Sabtu, 12 April 2014

Pemilu dan Patronase Birokrasi

Pemilu dan Patronase Birokrasi

Anggun Trisnanto  ;   Dosen Universitas Brawijaya
TEMPO.CO, 11 April 2014

                                                                                         
                                                             
Dalam banyak hal, negara-negara Asia Timur yang telah maju, semisal Jepang, Korea Selatan, dan Taiwan, adalah contoh state building yang dikemudikan dengan model pembangunan negara (developmental state) dan didukung penuh oleh birokrasi yang profesional (lihat contoh developmental state model Jepang). Indonesia, kebalikannya, birokrasi pemerintah sering diidentikkan dengan konotasi negatif, seperti lamban, tambun, korup, dan nepotis. Bagaimana kondisinya sekarang?

Penelitian pada 2013 oleh Blunt et al menyibak fakta bahwa politik patronase dan klientilisme masih kental di Tanah Air. Parahnya, praktek-praktek ini muncul di birokrasi Indonesia, walaupun signifikansinya berbeda di level kementerian dan di level pemerintah daerah. Reformasi birokrasi yang diinginkan oleh dunia internasional tidak serta-merta bisa dilakukan. Banyak lembaga donor berasumsi bahwa reformasi neoliberal dengan agenda liberalisasi ekonomi, tata kelola pemerintahan, dan privatisasi akan mengikis praktek-praktek patronase dan klientilisme. Nyatanya tidak!
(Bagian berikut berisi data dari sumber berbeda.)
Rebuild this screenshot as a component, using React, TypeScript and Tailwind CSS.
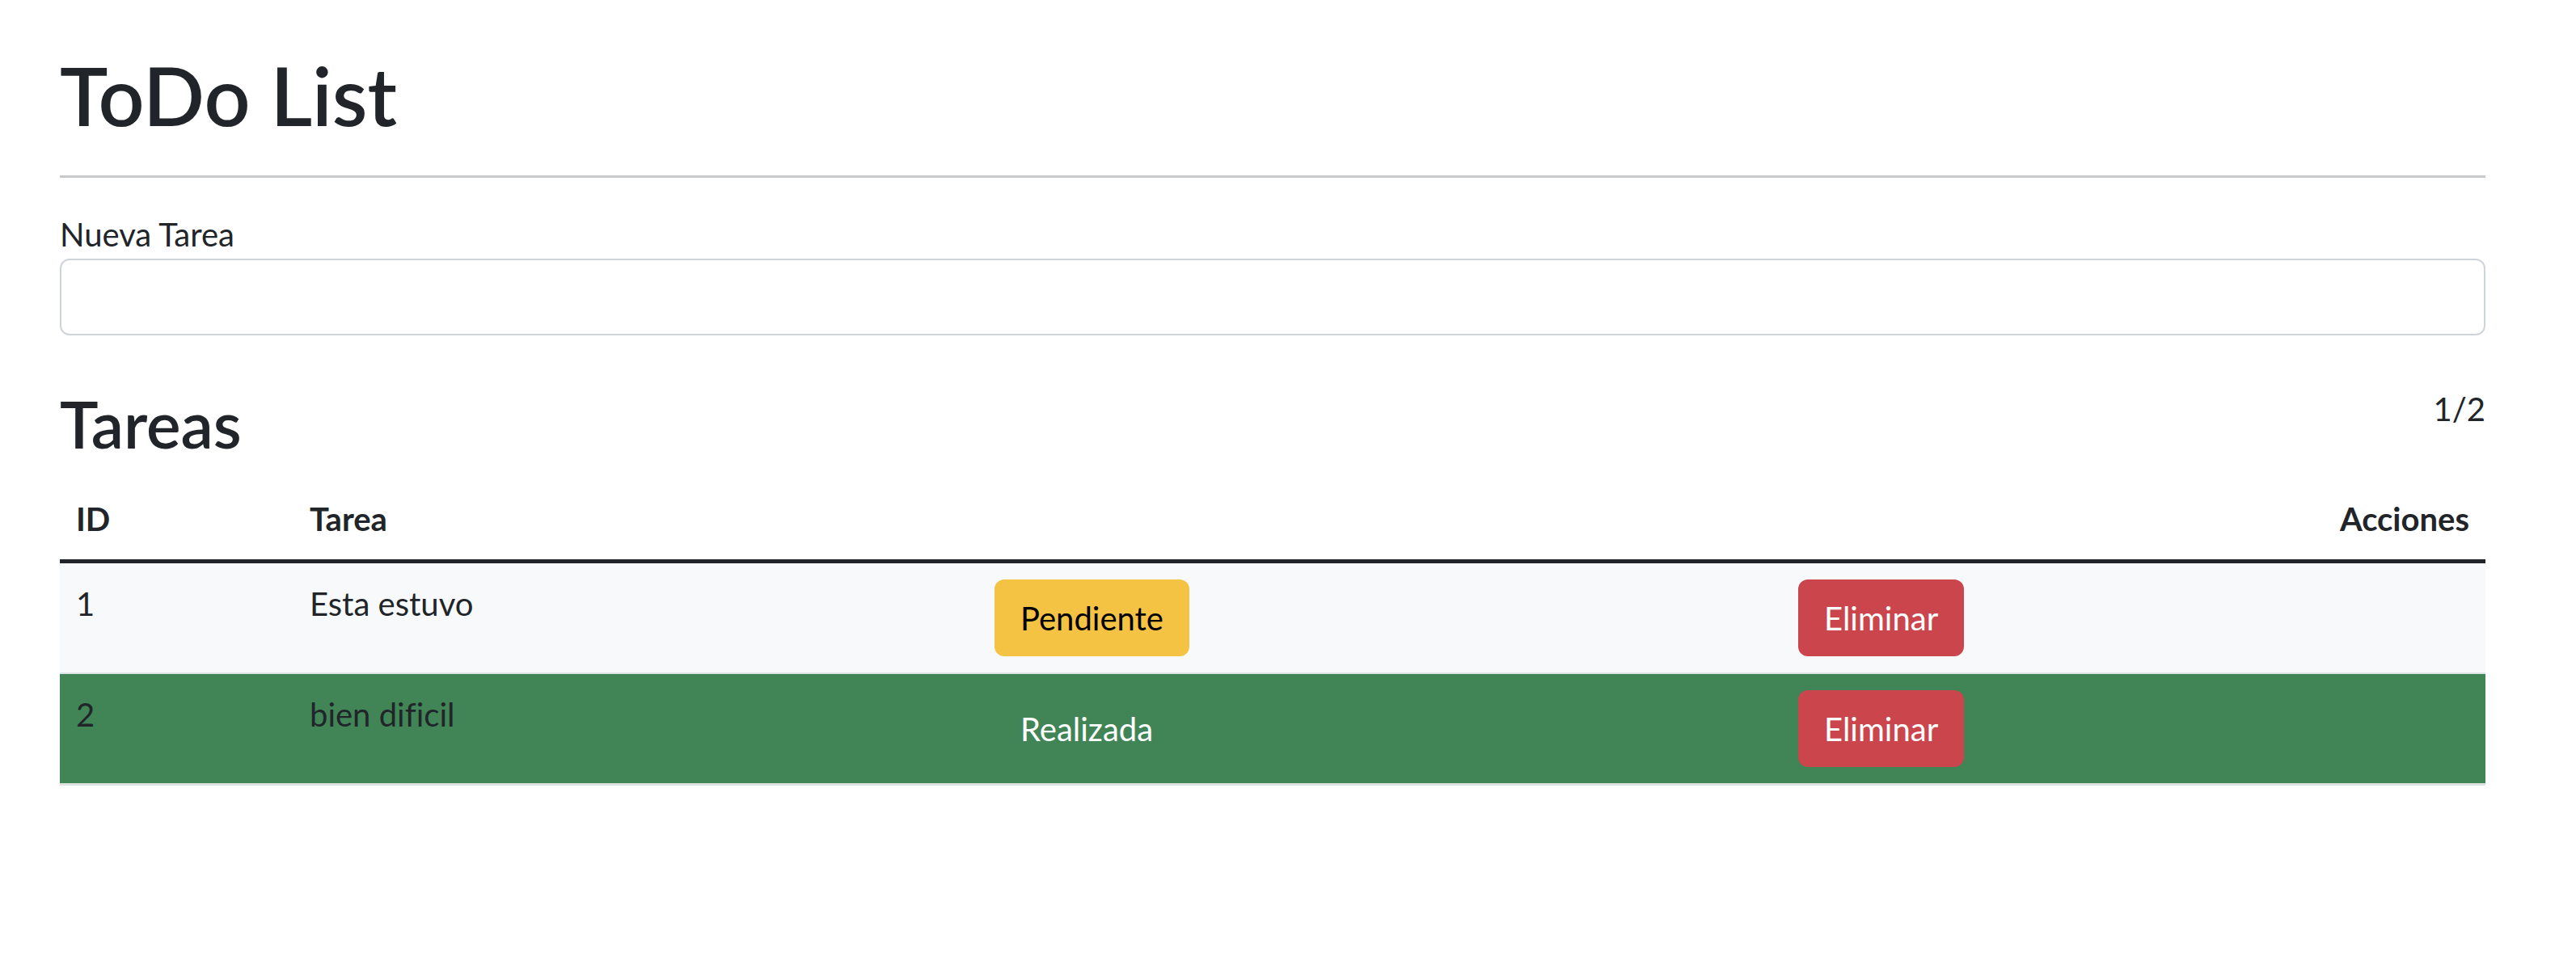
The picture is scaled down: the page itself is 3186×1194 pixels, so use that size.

Jauh panggang dari api; faktanya, dua agenda ini malah menguatkan satu sama lain. Reformasi neoliberal dan patronase bisa berlenggang mulus di arena pemerintahan Indonesia (Aspinall 2013). Proses pengadaan barang yang tidak transparan dan "proyek" pembangunan adalah sumber pendapatan illegal bagi birokrat. Dalam bahasa Aspinall, birokrat sibuk untuk memburu "proyek". Dualisme inilah yang dikategorikan oleh banyak academia sebagai neopatrimonialisme. Di satu sisi adalah sistem legal rasional, sedangkan di sisi lainnya adalah hubungan patron-client. Proyek diidentikkan dengan upaya birokrat dengan menggunakan posisinya di pemerintahan untuk mengambil keuntungan pribadi dari program pemerintah.

Fakta ini tentunya menjadi pekerjaan rumah yang luar biasa berat bagi siapa pun presiden Indonesia pada Oktober 2014. Dengan melihat profil masing-masing capres dan partai pengusungnya, tulisan ini cukup pesimistis untuk melihat prospek Indonesia ke depan. Patrimonial dalam banyak hal adalah hubungan simbiosis patron-client yang terbentuk dengan memberikan pertukaran keuntungan bagi patron dan client. Masing-masing mendapatkan keuntungan dari hubungan ini. Hampir semua partai politik di Indonesia masih menggaungkan nama-nama dan bukan program-program.

Memilih nama-nama itu setidaknya akan melegitimasi keberlanjutan patronase di republik ini. Ekses sistem patronase ini bisa dijumpai dalam beberapa bentuk misalnya adalah perburuan rente dan korupsi. Rente dalam ekonomi dikenal sebagai sumbatan utama yang mengakibatkan naiknya ongkos transaksi dan mengasimetrikan informasi. Demikian juga korupsi. Dalam terminologi patrimonial, korupsi adalah penggunaan aset negara untuk kepentingan pribadi dan atau golongan. Melegitimasi patronase akan sama halnya dengan memuluskan praktek perburuan rente dan korupsi.

Menelisik kembali hasil perolehan suara sementara yang masih menempatkan partai politik dengan sistem patronase, kita bisa berasumsi bahwa akan butuh waktu dan kesabaran lebih untuk melihat korupsi dan perburuan rente hilang dari Indonesia.